Perpetuation and New Start
On the Vienna Ring there is on one side the monument to Goethe seated (unveiled in 1900) and on the other side that to Schiller standing (unveiled in 1876), and a little further downtown, on Vienna's Judenplatz, the monument to Lessing (planned from 1910, unveiled in 1935). Monuments to authors who were to point to the common origin of German and Austrian literature and to the close ties between Austrian literature and German literature, and who, on the other hand, as playwrights performed in Vienna, also had a practical value for Austrian cultural life. While Austrian playwrights were certainly made visible in public space through monuments, as with the Raimund Monument at the Vienna Volkstheater (unveiled in 1898) or the Nestroy Monument at Nestroy-Platz (unveiled in 1929) and the Grillparzer Monument in the Vienna Volksgarten (unveiled in 1889), book authors remained relegated to memorial plaques as well as to stone busts on stelae.

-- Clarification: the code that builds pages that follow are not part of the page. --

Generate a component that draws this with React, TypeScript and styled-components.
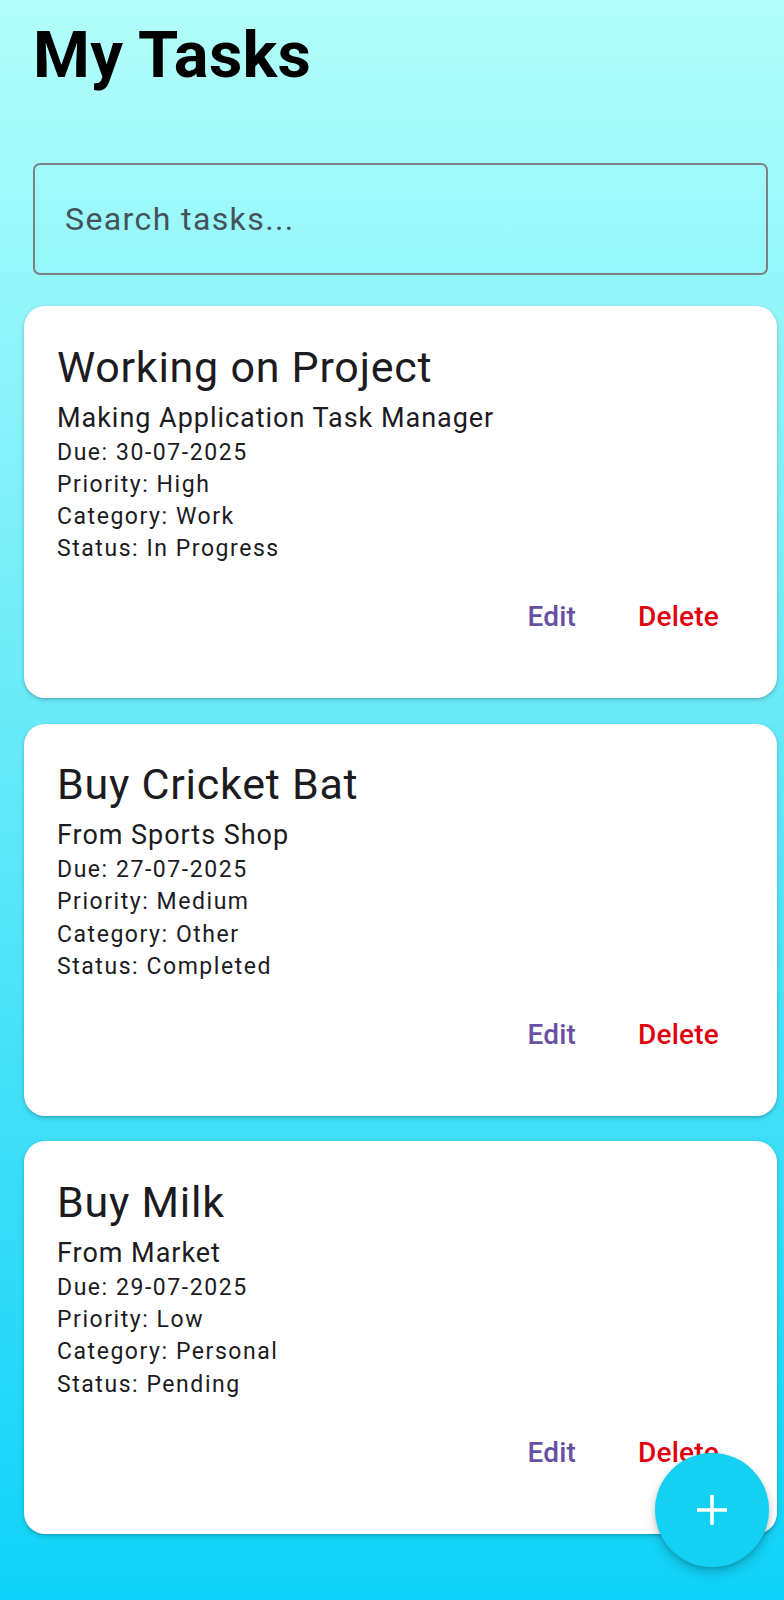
import React from "react";
import styled, { createGlobalStyle } from "styled-components";

const GlobalStyle = createGlobalStyle`
  html, body {
    margin: 0;
    padding: 0;
  }
  body {
    font-family: Roboto, "Noto Sans", Arial, sans-serif;
    background: #0ed2f7;
  }
`;

const Page = styled.div`
  position: relative;
  min-height: 1600px;
  box-sizing: border-box;
  padding: 18px 7px 40px 24px;
  background: linear-gradient(to bottom, #b2fefa 0%, #0ed2f7 100%);
  display: flex;
  flex-direction: column;
`;

const Heading = styled.h1`
  margin: 0 0 70px 9px;
  font-family: Roboto, Arial, sans-serif;
  font-weight: 700;
  font-size: 65px;
  line-height: 75px;
  color: #000;
  letter-spacing: 0.3px;
`;

const SearchInput = styled.input`
  box-sizing: border-box;
  margin: 0 9px 31px 9px;
  height: 112px;
  padding: 0 30px;
  border: 2px solid #7b8184;
  border-radius: 7px;
  background: transparent;
  font-family: Roboto, Arial, sans-serif;
  font-size: 32px;
  letter-spacing: 1.4px;
  color: #1c1b1f;
  outline: none;
  &::placeholder {
    color: #44535b;
  }
`;

const CardList = styled.div`
  display: flex;
  flex-direction: column;
  gap: 25.5px;
`;

const Card = styled.div`
  background: #ffffff;
  border-radius: 21px;
  box-shadow: 0 2px 5px rgba(0, 0, 0, 0.18), 0 1px 2px rgba(0, 0, 0, 0.12);
  padding: 35.5px 33px 46.5px 33px;
  display: flex;
  flex-direction: column;
`;

const Title = styled.div`
  font-size: 43px;
  line-height: 50px;
  letter-spacing: 0.75px;
  color: #1c1b1f;
  margin-bottom: 8px;
`;

const Subtitle = styled.div`
  font-size: 27px;
  line-height: 37px;
  letter-spacing: 0.97px;
  color: #1c1b1f;
`;

const Detail = styled.div`
  font-size: 23px;
  line-height: 32.3px;
  letter-spacing: 1.55px;
  color: #1c1b1f;
`;

const Actions = styled.div`
  margin-top: 16px;
  display: flex;
  justify-content: flex-end;
  gap: 12px;
`;

const TextButton = styled.button<{ $tone: "primary" | "danger" }>`
  height: 70px;
  padding: 0 25px;
  border: none;
  background: transparent;
  border-radius: 35px;
  font-family: Roboto, Arial, sans-serif;
  font-weight: 500;
  font-size: 28px;
  letter-spacing: 0.2px;
  color: ${(p) => (p.$tone === "danger" ? "#e0000f" : "#6750a4")};
  cursor: pointer;
`;

const Fab = styled.button`
  position: absolute;
  right: 15px;
  bottom: 33px;
  width: 114px;
  height: 114px;
  border-radius: 50%;
  border: none;
  background: #14d0f3;
  box-shadow: 0 6px 12px rgba(0, 0, 0, 0.18), 0 2px 4px rgba(0, 0, 0, 0.14);
  display: flex;
  align-items: center;
  justify-content: center;
  padding: 0;
  cursor: pointer;
`;

type Task = {
  title: string;
  description: string;
  due: string;
  priority: string;
  category: string;
  status: string;
};

const tasks: Task[] = [
  {
    title: "Working on Project",
    description: "Making Application Task Manager",
    due: "30-07-2025",
    priority: "High",
    category: "Work",
    status: "In Progress",
  },
  {
    title: "Buy Cricket Bat",
    description: "From Sports Shop",
    due: "27-07-2025",
    priority: "Medium",
    category: "Other",
    status: "Completed",
  },
  {
    title: "Buy Milk",
    description: "From Market",
    due: "29-07-2025",
    priority: "Low",
    category: "Personal",
    status: "Pending",
  },
];

const PlusIcon = () => (
  <svg width="34" height="34" viewBox="0 0 34 34" aria-hidden="true">
    <path d="M17 2 V32 M2 17 H32" stroke="#ffffff" strokeWidth="3.5" strokeLinecap="butt" />
  </svg>
);

export default function App() {
  return (
    <>
      <GlobalStyle />
      <Page>
        <Heading>My Tasks</Heading>
        <SearchInput placeholder="Search tasks..." />
        <CardList>
          {tasks.map((t) => (
            <Card key={t.title}>
              <Title>{t.title}</Title>
              <Subtitle>{t.description}</Subtitle>
              <Detail>Due: {t.due}</Detail>
              <Detail>Priority: {t.priority}</Detail>
              <Detail>Category: {t.category}</Detail>
              <Detail>Status: {t.status}</Detail>
              <Actions>
                <TextButton $tone="primary">Edit</TextButton>
                <TextButton $tone="danger">Delete</TextButton>
              </Actions>
            </Card>
          ))}
        </CardList>
        <Fab aria-label="Add task">
          <PlusIcon />
        </Fab>
      </Page>
    </>
  );
}
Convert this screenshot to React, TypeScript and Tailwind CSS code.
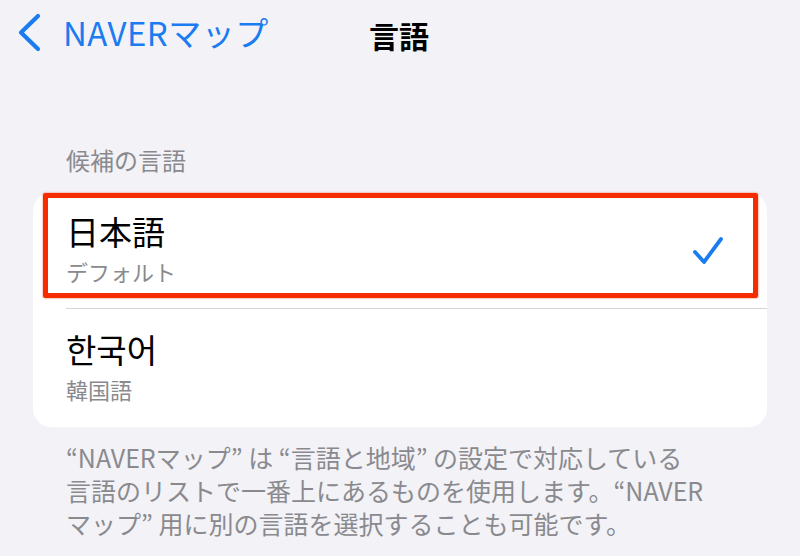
import { ReactNode } from 'react';

const jp = { fontFamily: '"Noto Sans CJK JP", "Noto Sans", sans-serif' };

function Chevron() {
    return (
        <svg width="28" height="40" viewBox="0 0 28 40" fill="none">
            <path d="M22 3 L5 19.5 L22 36" stroke="#1a7cf0" strokeWidth="4.2" strokeLinecap="round" strokeLinejoin="round" />
        </svg>
    );
}

function Check() {
    return (
        <svg width="34" height="32" viewBox="0 0 34 32" fill="none">
            <path d="M4 17 L13 27 L30 4" stroke="#1a7cf0" strokeWidth="3.8" strokeLinecap="round" strokeLinejoin="round" />
        </svg>
    );
}

interface RowProps {
    title: string;
    sub: string;
    right?: ReactNode;
    h: string;
}

function LangRow({ title, sub, right, h }: RowProps) {
    return (
        <div className={`flex items-center justify-between pl-[33px] pr-[42px] ${h}`}>
            <div className="flex flex-col -mt-[4px]">
                <span className="text-[33px] leading-[40px] text-black">{title}</span>
                <span className="text-[22px] leading-[30px] text-[#8a8a8e] mt-[5px]">{sub}</span>
            </div>
            {right}
        </div>
    );
}

export default function App() {
    return (
        <div className="w-[800px] h-[556px] bg-[#f2f2f7] overflow-hidden" style={jp}>
            {/* nav bar */}
            <div className="relative flex items-center h-[66px] pl-[16px]">
                <Chevron />
                <span className="ml-[19px] text-[33px] text-[#1a7cf0] tracking-[0.5px]">NAVERマップ</span>
                <span className="absolute left-[369px] top-[13px] text-[30px] font-bold text-black">言語</span>
            </div>

            <div className="pt-[79px] pl-[66px] text-[24px] leading-[30px] text-[#8a8a8e]">候補の言語</div>

            <div className="relative mx-[33px] mt-[18px] bg-white rounded-[18px]">
                <LangRow title="日本語" sub="デフォルト" right={<Check />} h="h-[115px]" />
                <div className="ml-[33px] h-px bg-[#d6d6da]" />
                <LangRow title="한국어" sub="韓国語" h="h-[118px]" />

                {/* red highlight box */}
                <div className="absolute left-[10px] right-[9px] top-0 h-[105px] border-[5px] border-[#f52c00] rounded-[2px] shadow-[0_0_2px_#ff5a30]" />
            </div>

            <p className="pl-[66px] pt-[14px] text-[25px] leading-[33px] text-[#8a8a8e]">
                “NAVERマップ” は “言語と地域” の設定で対応している<br />
                言語のリストで一番上にあるものを使用します。“NAVER<br />
                マップ” 用に別の言語を選択することも可能です。
            </p>
        </div>
    );
}
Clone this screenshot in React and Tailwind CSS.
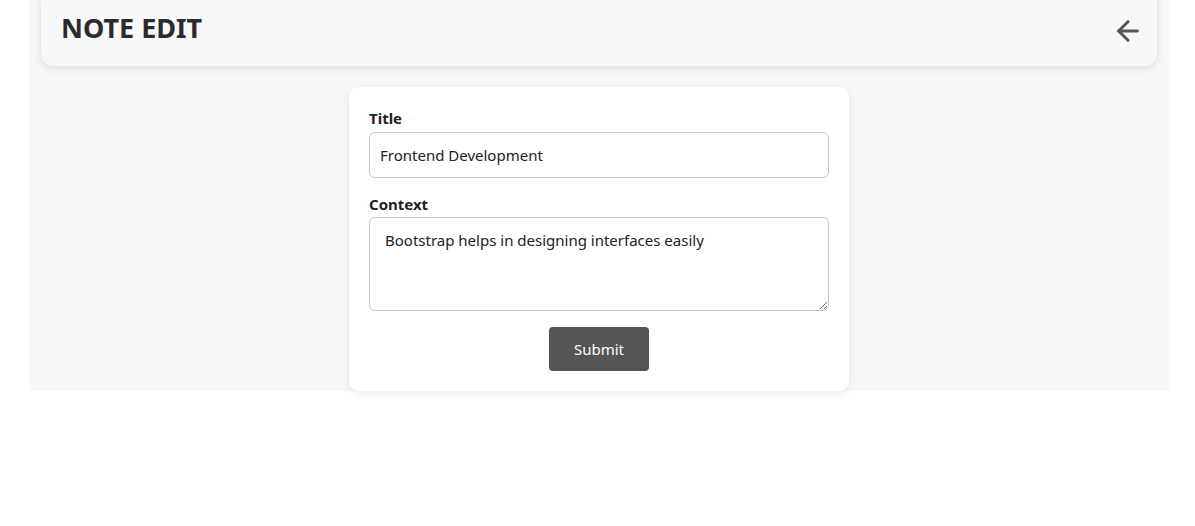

The 1848 revolution did not leave Austrian literature unscathed, censorship disappeared temporarily and quickly returned, the number of Austrian publishers, publications, authors increased. In 1867 the Austrian fundamental rights and freedoms were created, freedom of art was not granted, it was added more than 100 years later, in 1982. The permanent abolition of censorship did not begin until 1955, when Austria regained its sovereignty, in the Second Republic.